Aux Etats-Unis, l’Infrastructure Bill de 1200 milliards de dollars proposée par Joe Biden laisse imaginer des besoins importants à venir en termes de forage, même si Associated Builders and Contractors (ABC) s’inquiète de l’enveloppe dédiée aux infrastructures routières (282 milliards de $).

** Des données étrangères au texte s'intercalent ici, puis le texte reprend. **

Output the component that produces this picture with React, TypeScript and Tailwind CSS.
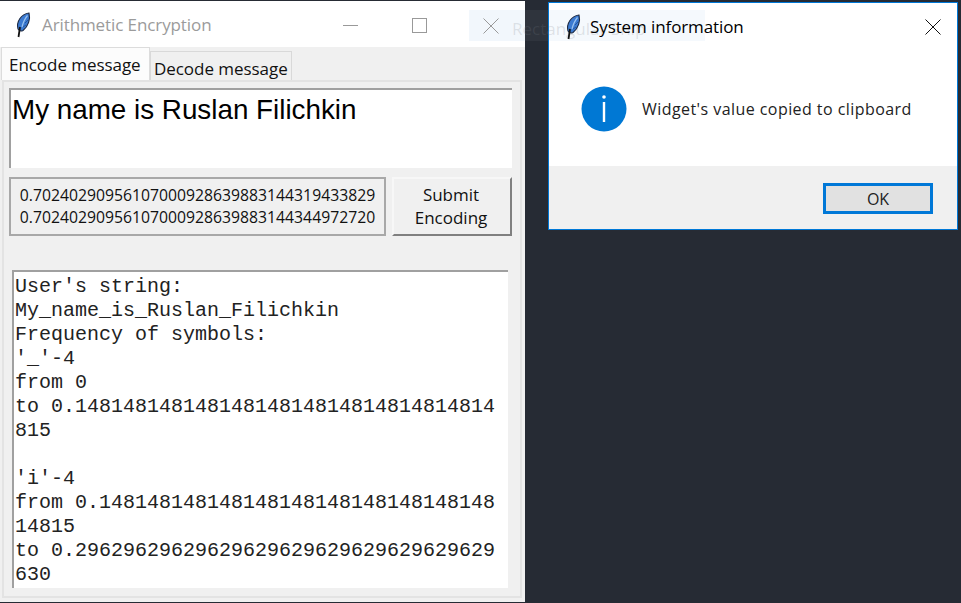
const segoe = { fontFamily: '"Open Sans", sans-serif' };

const Feather = ({ className }: { className: string }) => (
    <svg viewBox="0 0 16 26" className={className}>
        <path d="M3 17 C1 10 6 2 14 1 C15.5 7 13.5 14 8 18.5 C6 19.5 4 18.5 3 17 Z" fill="#3b7ad1" stroke="#1c2a44" strokeWidth="1.1" />
        <path d="M12.5 3.5 C9.5 7 8 11 7 15" fill="none" stroke="#9cc4ef" strokeWidth="1.2" />
        <path d="M10 11 L13 8 M8 15 L11 13" fill="none" stroke="#1f4f96" strokeWidth="0.8" />
        <path d="M5 15 L3.5 25" fill="none" stroke="#111" strokeWidth="1.8" />
    </svg>
);

const logLines = [
    "User's string:",
    "My_name_is_Ruslan_Filichkin",
    "Frequency of symbols:",
    "'_'-4",
    "from 0",
    "to 0.14814814814814814814814814814814814",
    "815",
    "\u00a0",
    "'i'-4",
    "from 0.148148148148148148148148148148148",
    "14815",
    "to 0.29629629629629629629629629629629629",
    "630",
];

export default function App() {
    return (
        <div className="relative w-[961px] h-[603px] overflow-hidden bg-[#262b34] pt-px pb-px">
            {/* Main window */}
            <div className="w-[525px] h-[601px] bg-[#f0f0f0] flex flex-col">
                <div className="h-[46px] shrink-0 bg-white flex items-center pl-[15px] pt-[2px]">
                    <Feather className="w-[16px] h-[26px] mr-[11px]" />
                    <span className="text-[17px] text-[#9b9b9b] tracking-[-0.1px]" style={segoe}>Arithmetic Encryption</span>
                    <div className="ml-[132px] w-[15px] h-px bg-[#999]" />
                    <div className="ml-[54px] w-[15px] h-[15px] border border-[#999]" />
                </div>

                {/* Tabs */}
                <div className="h-[33px] shrink-0 flex items-end pl-[1px] text-[#111]" style={segoe}>
                    <div className="w-[149px] h-[33px] bg-[#fcfcfc] border border-b-0 border-[#dcdcdc] pl-[7px] text-[17px] leading-[33px] tracking-[-0.05px]">Encode message</div>
                    <div className="w-[142px] h-[29px] bg-[#f0f0f0] border border-b-0 border-[#d9d9d9] pl-[3px] text-[17px] leading-[33px] tracking-[-0.05px]">Decode message</div>
                </div>

                {/* Notebook panel */}
                <div className="mx-[2px] w-[520px] h-[518px] border-2 border-[#e3e3e3] pt-[6px] pl-[5px] pr-[8px] overflow-hidden">
                    <div className="w-[503px] h-[80px] bg-white border-t-2 border-l-2 border-[#a0a0a0] pl-px text-[27.8px] leading-[39px] text-black" style={{ fontFamily: '"Liberation Sans", sans-serif' }}>
                        My name is Ruslan Filichkin
                    </div>

                    <div className="mt-[9px] flex gap-[6px]" style={segoe}>
                        <div className="w-[377px] h-[59px] border-2 border-[#a8a8a8] flex flex-col items-center justify-center text-[15.75px] leading-[22px] text-[#111] pb-[1px]">
                            <span>0.70240290956107000928639883144319433829</span>
                            <span>0.70240290956107000928639883144344972720</span>
                        </div>
                        <div className="w-[120px] h-[59px] border-2 border-t-[#f7f7f7] border-l-[#f7f7f7] border-r-[#808080] border-b-[#808080] flex flex-col items-center justify-center text-[17px] leading-[23px] text-[#111] pr-[2px] pb-[2px]">
                            <span>Submit</span>
                            <span>Encoding</span>
                        </div>
                    </div>

                    <div className="mt-[34px] ml-[3px] w-[496px] h-[318px] bg-white border-t-2 border-l-2 border-[#a0a0a0] pt-[3px] pl-px overflow-hidden text-[20px] leading-[24px] text-[#222]" style={{ fontFamily: '"Liberation Mono", monospace' }}>
                        {logLines.map((line, i) => (
                            <div key={i} className="whitespace-pre h-[24px]">{line}</div>
                        ))}
                    </div>
                </div>
            </div>

            {/* Snipping tool band behind the dialog */}
            <div className="absolute left-[469px] top-[10px] w-[56px] h-[31px] bg-[#f2f7fc] flex items-center pl-[14px]">
                <svg viewBox="0 0 16 16" className="w-[16px] h-[16px] shrink-0">
                    <path d="M0.5 0.5 L15.5 15.5 M15.5 0.5 L0.5 15.5" stroke="#999" strokeWidth="1" />
                </svg>
            </div>
            <div className="absolute left-[525px] top-[10px] w-[23px] h-[31px] bg-[#2f343d]" />

            {/* Message dialog */}
            <div className="absolute left-[548px] top-[2px] w-[410px] h-[228px] border border-[#0078d7] bg-white flex flex-col" style={segoe}>
                <div className="absolute left-0 top-[7px] w-[156px] h-[31px] bg-[#f5f9fd]" />
                <span className="absolute left-[-37px] top-[13px] text-[17px] text-[#787d8733] whitespace-nowrap">Rectangular Snip</span>
                <div className="relative h-[46px] shrink-0 flex items-center pl-[16px] pr-[16px] pt-[2px]">
                    <Feather className="w-[16px] h-[26px] mr-[9px]" />
                    <span className="text-[17px] text-black tracking-[-0.1px]">System information</span>
                    <svg viewBox="0 0 16 16" className="ml-auto w-[16px] h-[16px]">
                        <path d="M0.5 0.5 L15.5 15.5 M15.5 0.5 L0.5 15.5" stroke="#111" strokeWidth="1" />
                    </svg>
                </div>
                <div className="h-[117px] shrink-0 flex items-start pl-[32px] pt-[37px]">
                    <svg viewBox="0 0 46 46" className="w-[46px] h-[46px] shrink-0">
                        <circle cx="23" cy="23" r="22.5" fill="#0078d4" />
                        <circle cx="23" cy="11" r="1.8" fill="#fff" />
                        <rect x="21.8" y="16" width="2.4" height="20" fill="#fff" />
                    </svg>
                    <span className="ml-[15px] mt-[12px] text-[16px] leading-[22px] tracking-[0.44px] text-[#222]">Widget's value copied to clipboard</span>
                </div>
                <div className="flex-1 bg-[#f0f0f0] flex justify-end items-start pt-[17px] pr-[24px]">
                    <div className="w-[110px] h-[31px] bg-[#e1e1e1] border-[3px] border-[#0078d7] flex items-center justify-center text-[16px] text-[#222]">OK</div>
                </div>
            </div>
        </div>
    );
}
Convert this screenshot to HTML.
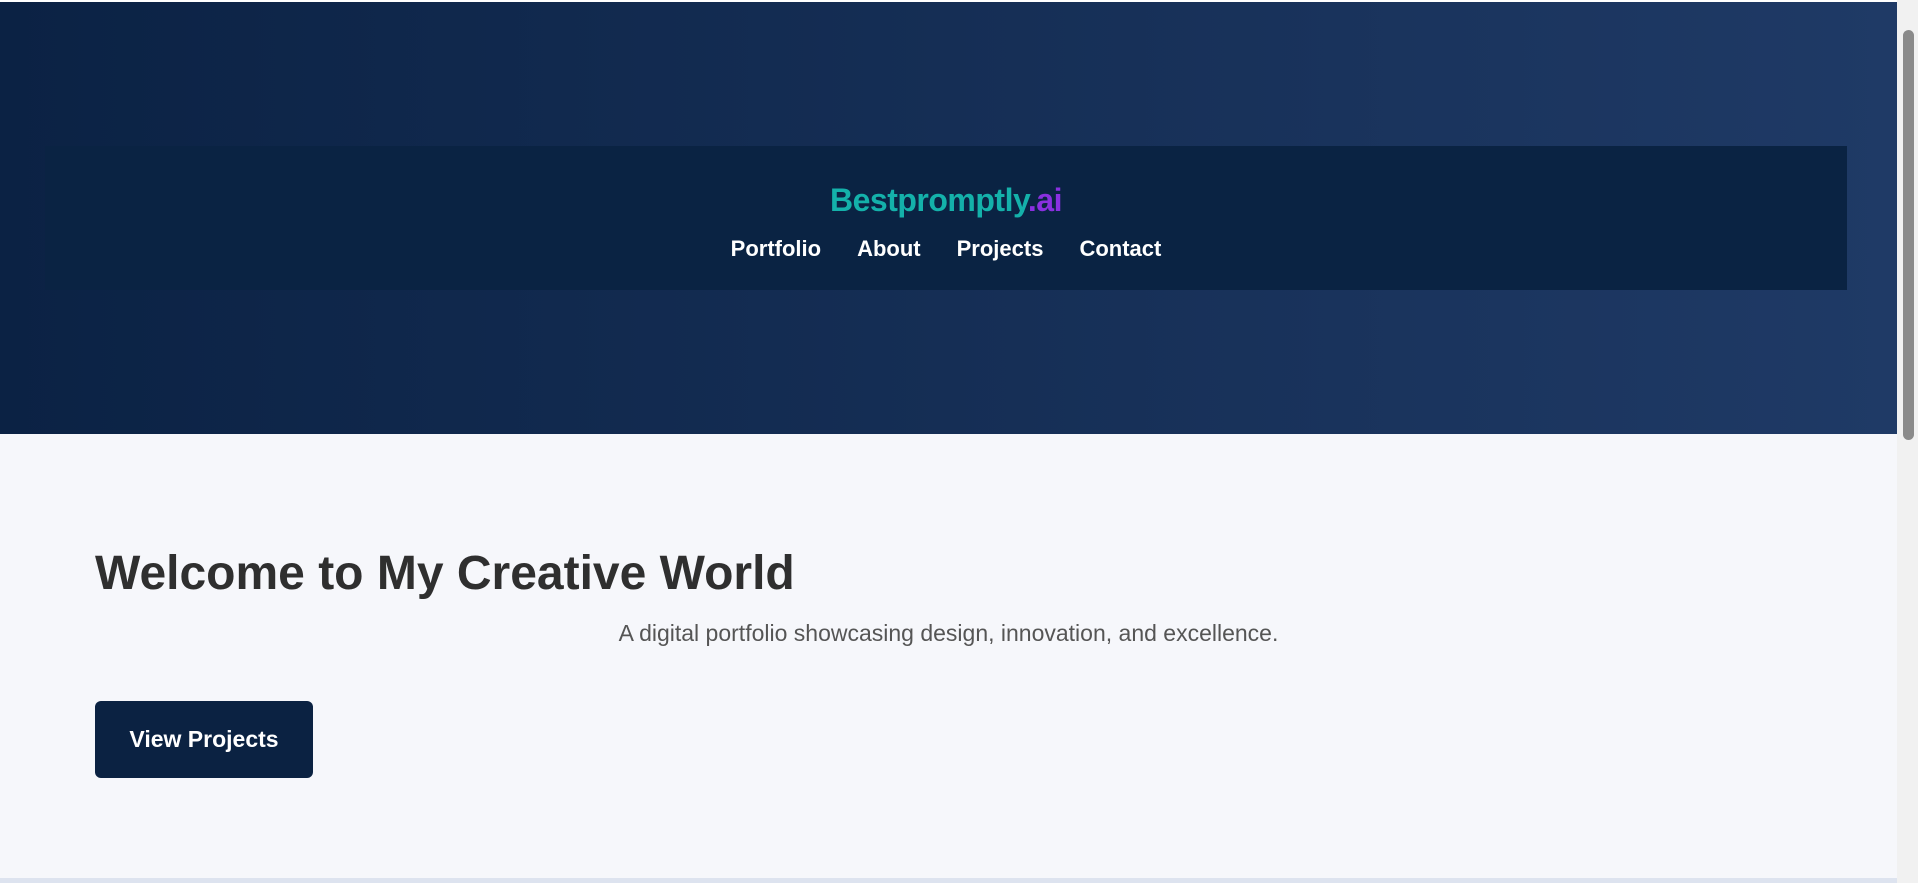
<!DOCTYPE html>
<html><head><style>
html,body{margin:0;padding:0;}
body{width:1918px;height:883px;overflow:hidden;background:#f6f7fb;font-family:"Liberation Sans",sans-serif;position:relative;}
.top{position:absolute;left:0;top:0;width:1897px;height:2px;background:#fff;}
header{position:absolute;left:0;top:2px;width:1897px;height:432px;background:linear-gradient(90deg,#0b2244,#1f3a66);}
nav{position:absolute;left:45px;top:144px;width:1802px;height:144px;background:#0a2343;text-align:center;}
.logo{position:absolute;left:0;right:0;top:36px;font-size:32px;font-weight:bold;color:#14b1aa;letter-spacing:-0.5px;}
.logo span{color:#8a30e0;}
.links{position:absolute;left:0;right:0;top:90px;font-size:22px;font-weight:bold;color:#fff;}
.links a{margin:0 18px;}
.sb{position:absolute;right:0;top:0;width:21px;height:883px;background:#f1f1f1;}
.thumb{position:absolute;right:4px;top:30px;width:11px;height:410px;background:#8a8a8a;border-radius:6px;}
h1{position:absolute;left:95px;top:546px;margin:0;font-size:48px;color:#2f2f2f;font-weight:bold;}
.sub{position:absolute;left:0;width:1897px;top:620px;text-align:center;font-size:23px;color:#555;}
.btn{position:absolute;left:95px;top:701px;width:218px;height:77px;background:#0b2242;border-radius:6px;color:#fff;font-size:23px;font-weight:bold;text-align:center;line-height:77px;}
.bot{position:absolute;left:0;top:878px;width:1897px;height:5px;background:#dde3ef;}
</style></head><body>
<div class="top"></div>
<header><nav><div class="logo">Bestpromptly<span>.ai</span></div>
<div class="links"><a>Portfolio</a><a>About</a><a>Projects</a><a>Contact</a></div></nav></header>
<h1>Welcome to My Creative World</h1>
<div class="sub">A digital portfolio showcasing design, innovation, and excellence.</div>
<div class="btn">View Projects</div>
<div class="bot"></div>
<div class="sb"><div class="thumb"></div></div>
</body></html>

Elon Musk, champion du forage ?

Dans ce contexte de croissance des besoins, le forage de tunnels attire de nouveaux entrants, prêts à remettre en cause l’ordre établi. Le plus médiatique d’entre eux est sans aucun doute le patron de Tesla avec sa Boring Company :

  • Elon Musk lance l’entreprise en 2017 autour de la promesse d’un forage plus rapide et d’un coût divisé par 10. Il explique qu’un escargot avance 14 fois plus vite qu’un tunnelier classique et espère atteindre cette vitesse.
  • Prufrock, le tunnelier de la Boring Company annonce une vitesse de 1 mile par semaine, soit 4 fois moins vite qu’un escargot.
  • En 2021, Avec “Not a boring Competition”, Musk s’inscrit dans une logique d’innovation ouverte et tente d’attirer des talents autour de son projet. Dans le même temps, les industriels du secteur restent sceptiques, The Boring Company n’ayant pas fait la démonstration d’innovations de rupture sur le terrain.

Début Janvier 2022, les tunnels expérimentaux “anti-bouchons” construits par Elon Musk à Las Vegas apparaissent congestionnés, rappelant que malgré leur efficacité, les tunnels ne sont pas miraculeux…

Des drônes et des robots !

The Boring Company n’est pas la seule entreprise lancée dans la “disruption” du marché du tunnel. Au cœur des technologies d’avenir, on retrouve l’IA, la robotique et les drônes.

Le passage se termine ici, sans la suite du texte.